Creature information
- Other name(s): Ashtar Sheran, Captain Ashtar, Commander Ashtar, Lord Ashtar
- Folklore: Ufology

Origin
- Country: United States

= Ashtar Sheran =

Alleged extraterrestrial being

Ashtar (sometimes called Ashtar Sheran) is the name given to an extraterrestrial being or group of beings that a number of people claim to have channeled.

UFO contactee George Van Tassel was the first to identify Ashtar and claim to receive his messages in 1952, which are collected in his first book.

After the introduction of Ashtar by Van Tassel, other mediums began to claim contact. At one point, dozens of people were claiming contact with Ashtar and presenting conflicting messages. The most widely publicized of these messages were met with failure when they predicted civilizations flourishing on the other planets and an imminent landing of space ships on Earth.

Due to his common depiction as a humanoid with blond hair and European features, Ashtar may be considered a Nordic alien.

The Ashtar movement is studied by academics as a prominent form of UFO religion.

An example of a religion incorporating Ashtar is the Czech Universe People who venerate Ashtar alongside Jesus and Krishna among others; one of their site domains is "ashtar-sheran".

== History ==

=== Background ===
With the advent of UFO religions, "Ascended Masters" from the esoteric teachings have been described as reappearing in space suits. The space concept was not entirely new however, as the more arcane teachings of Theosophy contained references to extraterrestrial masters. The concept of the Ascended Master is particularly clear in the Ashtar teachings. The very word "ashtar" appears in Helena Blavatsky's The Secret Doctrine (1888). However, this reference is to the Sanskrit term ashtar-vidya, meaning the technology of advanced warfare of the type mentioned in the Mahabharata.

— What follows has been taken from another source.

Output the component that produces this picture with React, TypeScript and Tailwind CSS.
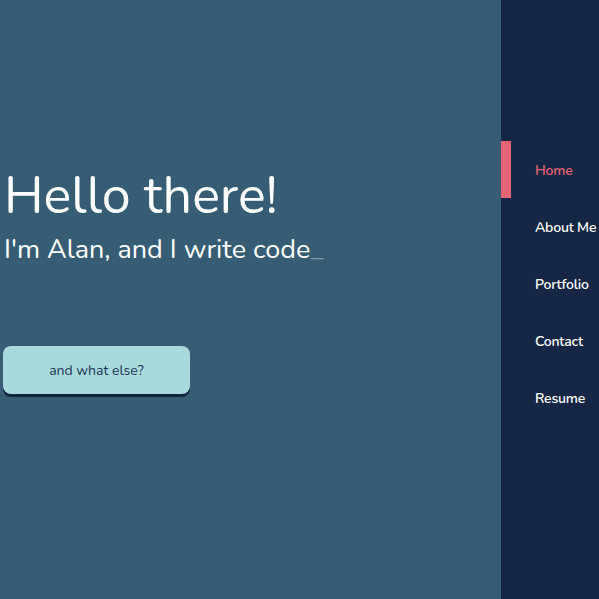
import { useState } from 'react'

const links = ['Home', 'About Me', 'Portfolio', 'Contact', 'Resume']

export default function App() {
  const [active, setActive] = useState('Home')

  return (
    <div className="flex h-[599px] w-[599px] overflow-hidden bg-[#365d74] font-['Nunito','Lato',sans-serif]">
      <main className="flex-1 pl-[4px] pt-[166px]">
        <h1 className="text-[52px] leading-[60px] text-white">Hello there!</h1>
        <p className="mt-[7px] text-[27px] leading-[34px] text-white">
          I'm Alan, and I write code<span className="text-white/40">_</span>
        </p>
        <button
          type="button"
          className="ml-[-1px] mt-[79px] h-[48px] w-[187px] rounded-[8px] bg-[#a8dadc] text-[14px] text-[#1d3557] shadow-[0_3px_0_#13253d]"
        >
          and what else?
        </button>
      </main>

      <nav className="flex w-[98px] flex-col bg-[#152744] pt-[141px]">
        {links.map((l) => (
          <button
            key={l}
            type="button"
            onClick={() => setActive(l)}
            className={`flex h-[57px] items-center border-l-[10px] pl-[24px] pt-[2px] text-left text-[14px] font-semibold tracking-[-0.2px] whitespace-nowrap ${
              active === l ? 'border-[#e76373] text-[#e76373]' : 'border-transparent text-white'
            }`}
          >
            {l}
          </button>
        ))}
      </nav>
    </div>
  )
}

Brenda Denzler observes that "in the long run, probably the most important person for the propagation and perpetuation of the contactee movement was George Van Tassel". In 1947 Van Tassel moved to Giant Rock, near Landers in the Mojave Desert, California, where he established a large UFO Center. This became the most successful and well-known UFO meeting center of the time.

As one of the founding "fathers" of the modern religious ufologies, Van Tassel also created arguably the most prominent UFO group established in the United States in the late 1940s and early 1950s, although not as influential or well-known today. This was the "Ministry of Universal Wisdom" begun in 1953, which evolved out of two previous groups he had organized at Giant Rock in the late 1940s. The organization investigated and encouraged the healing arts, but its prime focus was to collect and analyze UFO phenomena and interview contactees. Due to radio and television interest, Van Tassel became the most well-known promoter of contactee experiences and something of a celebrity in the 1950s.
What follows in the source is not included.